Poussé dehors en 2006 par l’actionnaire de l’époque, Edouard de Rothschild, July juge aujourd’hui les crises internes « secondaires ».

« On a plutôt traversé des crises de la presse, avec des révolutions aussi importantes que l’invention de l’imprimerie », estime-t-il, en citant le basculement du papier vers le numérique.

Reste-t-il des points communs entre le Libé d’hier, issu de la contre-culture, et celui d’aujourd’hui ?

Pour Alfon, il demeure « le journal le mieux écrit de France » : « Serge l’avait inventé comme ça ».

Le sociétal et le culturel restent la structure sur laquelle repose le journal

Serge July

Son aîné, lui, souligne que « le sociétal et le culturel restent la structure sur laquelle repose le journal ».

C’est lui qui a fait prendre cette inflexion à Libé en 1981, en « rompant avec le gauchisme » des débuts. A l’époque, pour « opérer cette transformation », le quotidien avait cessé de paraître pendant trois mois. « C’était très violent », se rappelle July.
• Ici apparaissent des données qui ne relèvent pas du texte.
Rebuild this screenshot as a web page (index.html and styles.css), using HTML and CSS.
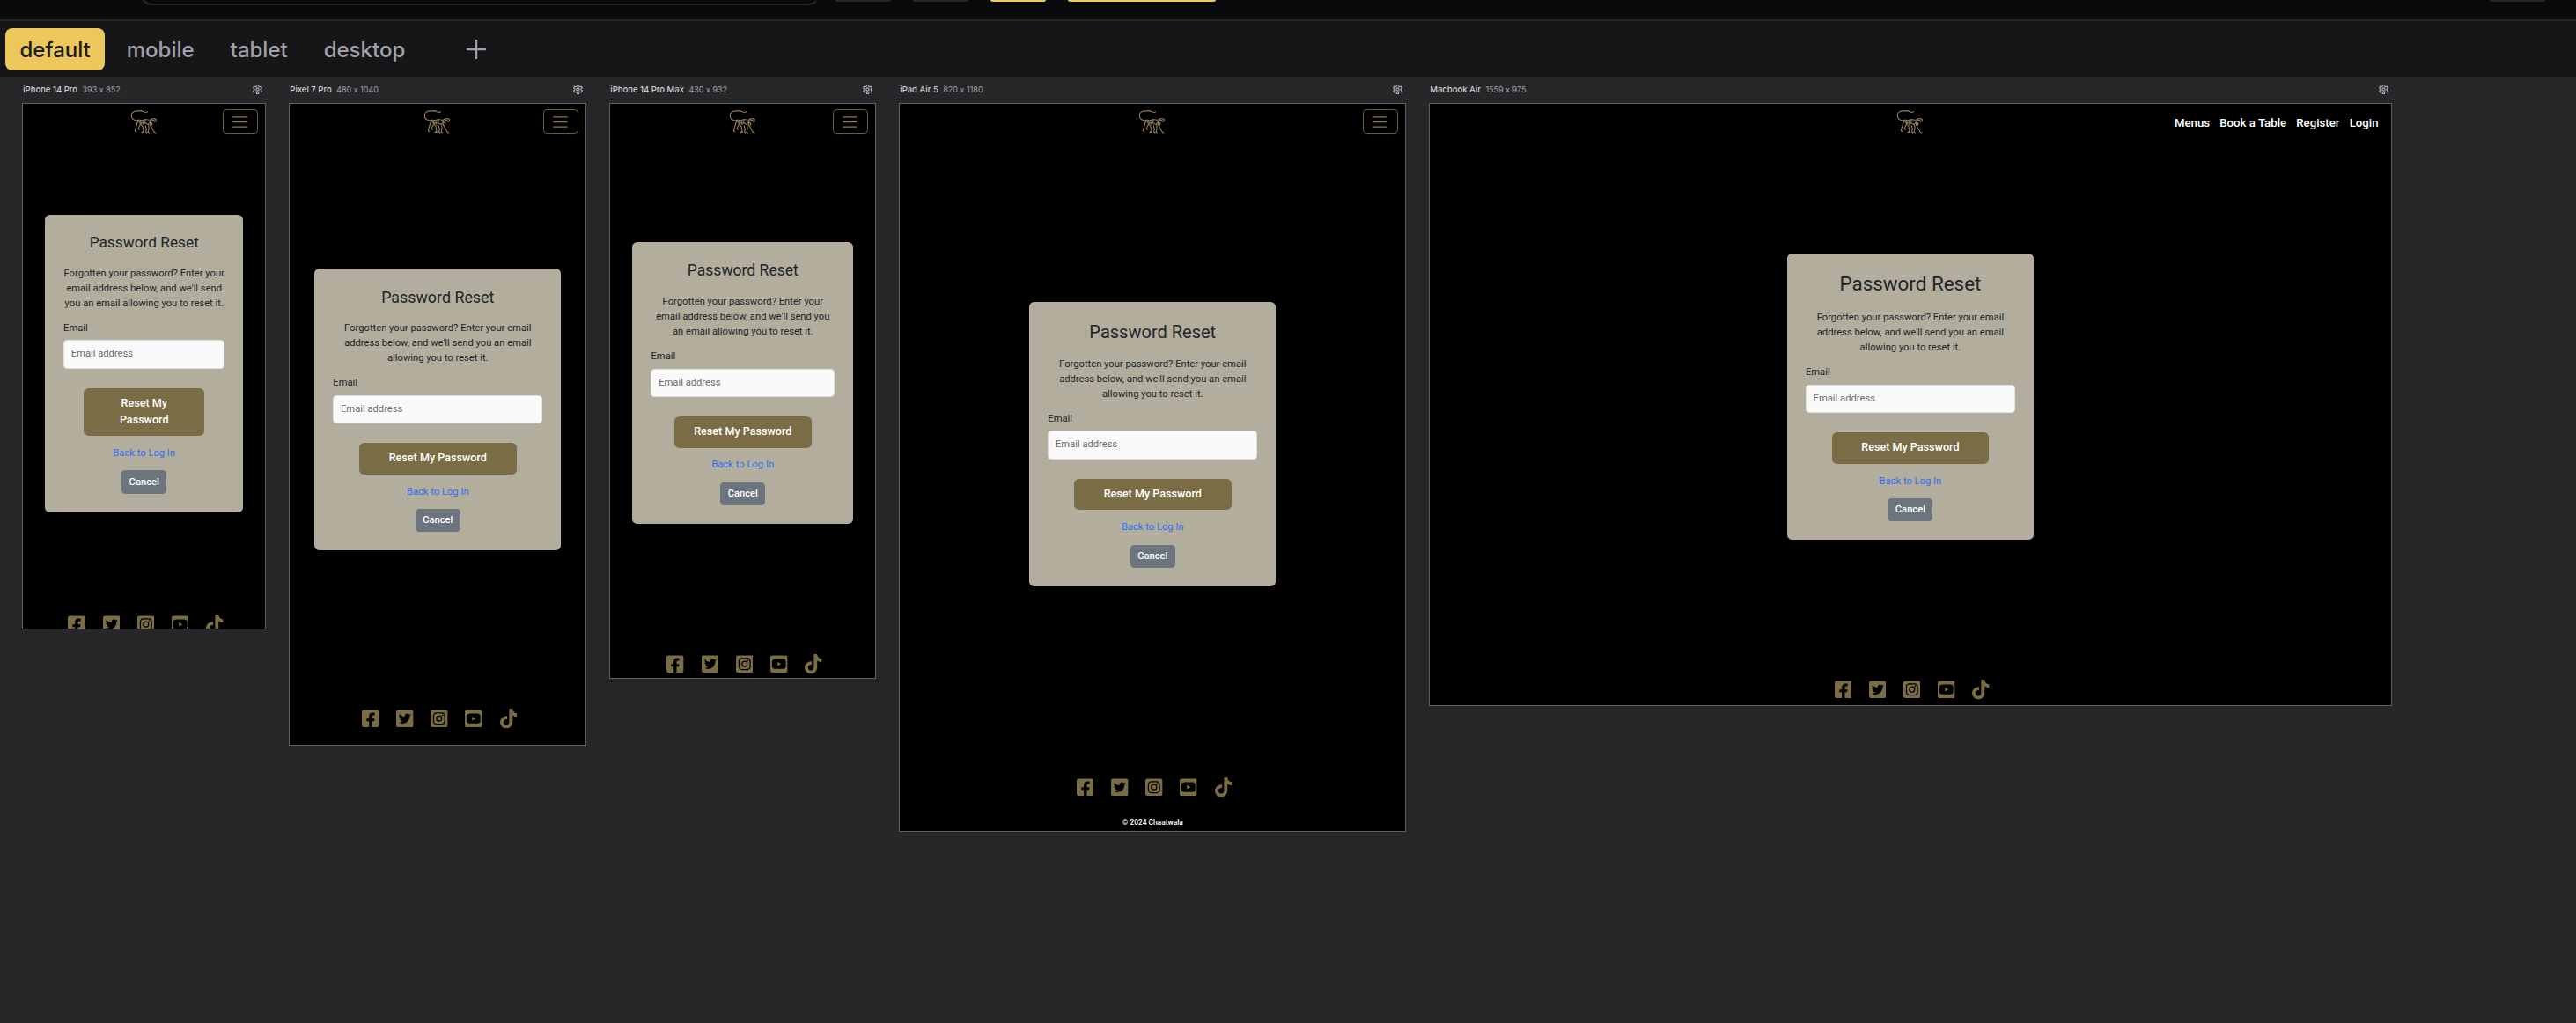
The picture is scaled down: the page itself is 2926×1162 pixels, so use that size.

Depuis son origine, Libé a aussi la réputation d’être une rédaction où l’on s’engueule beaucoup. Vrai ou faux ?

« Il y a quelques histoires célèbres, une machine à écrire qui vole, une table renversée. Mais c’est exagéré, aussi bien pour les premières années que pour aujourd’hui », assure Alfon, un sourire dans la voix.

Pour autant, « les débats peuvent être vifs », concède-t-il. Cela a été le cas avant le deuxième tour de la présidentielle de 2022 entre Emmanuel Macron et Marine Le Pen, pour déterminer si Libé devait prendre position.

« Certains jugeaient l’idée du barrage hypocrite, d’autres trouvaient choquant de laisser planer la possibilité de s’abstenir ou de voter blanc », se souvient Alfon.

Finalement, Libé avait clamé en Une « Contre l’extrême droite, votons », avec un bulletin Macron. Un choix explicité dans un édito de son directeur.

Ce dernier reconnaît par ailleurs que la rédaction est aujourd’hui traversée par les mêmes clivages que la gauche française, autour des notions d’universalisme et de laïcité : certains les défendent et d’autres, qualifiés de wokes par les premiers, les remettent en question.

« Ce dialogue est quelquefois simple, quelquefois il ne l’est pas, mais fait partie de cette richesse que nous voulons mettre en débat », selon Alfon.

« La contradiction, il faut la favoriser. Si tout le monde pense pareil, ça ne fait pas un journal », abonde July. Pour boucler la boucle, ce dernier a fait son retour à Libé en janvier, comme simple chroniqueur politique.